L’emittente quatariota, presso la quale lavorava la giornalista, non ha esitato a puntare l’indice contro i militari israeliani: “È stata uccisa a sangue freddo dalle forze israeliane. Un crimine atroce per impedire così ai media di svolgere il loro lavoro”. La viceministra degli Esteri del Qatar, Lolwah Alkhater, ha dichiarato che “gli occupanti israeliani hanno ucciso la giornalista di Al Jazeera Shireen Abu Akleh sparandole in faccia, mentre indossava il giubbotto della stampa e un elmetto. Questo terrorismo israeliano sponsorizzato dallo Stato deve fermarsi, il sostegno incondizionato a Israele deve finire”.
Stessa denuncia da parte del presidente Abu Mazen, secondo cui la giornalista, che da oltre vent’anni documentava gli episodi di repressione degli israeliani “è stata uccisa deliberatamente a sangue freddo”. La testimonianza di altri giornalisti ha sgombrato il campo sulla responsabilità del crimine: “Stavamo per filmare l’operazione dell’esercito israeliano, e all’improvviso ci hanno sparato senza chiederci di andarcene o interrompere le riprese” – ha raccontato Ali Sammoudi, producer di Al Jazeera, anch’egli ferito –, “il primo proiettile ha colpito me e il secondo Shireen”. Una versione ovviamente smentita dal premier israeliano Bennett. Ma – da Washingtona Parigi, fino alla Commissione europea – tutti chiedono un’indagine indipendente per accertare la verità. Sui possibili esiti, è comunque lecito avere dei dubbi.
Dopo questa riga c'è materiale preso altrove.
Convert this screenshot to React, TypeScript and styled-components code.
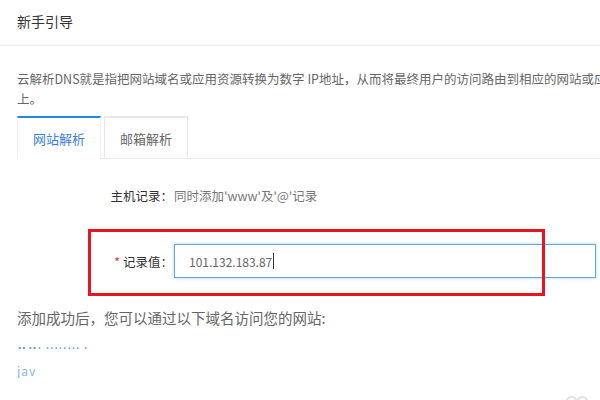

La vita però continua, sia pure in mezzo a mille sofferenze. Così colpisce e commuove quanto successo nel corso di una cerimonia per ricordare la giornalista: due padri, con le loro figlie appena nate, hanno detto che le chiameranno Shireen. Come dire, anche se noi veniamo uccisi ci sarà sempre qualcuno che prenderà il nostro posto.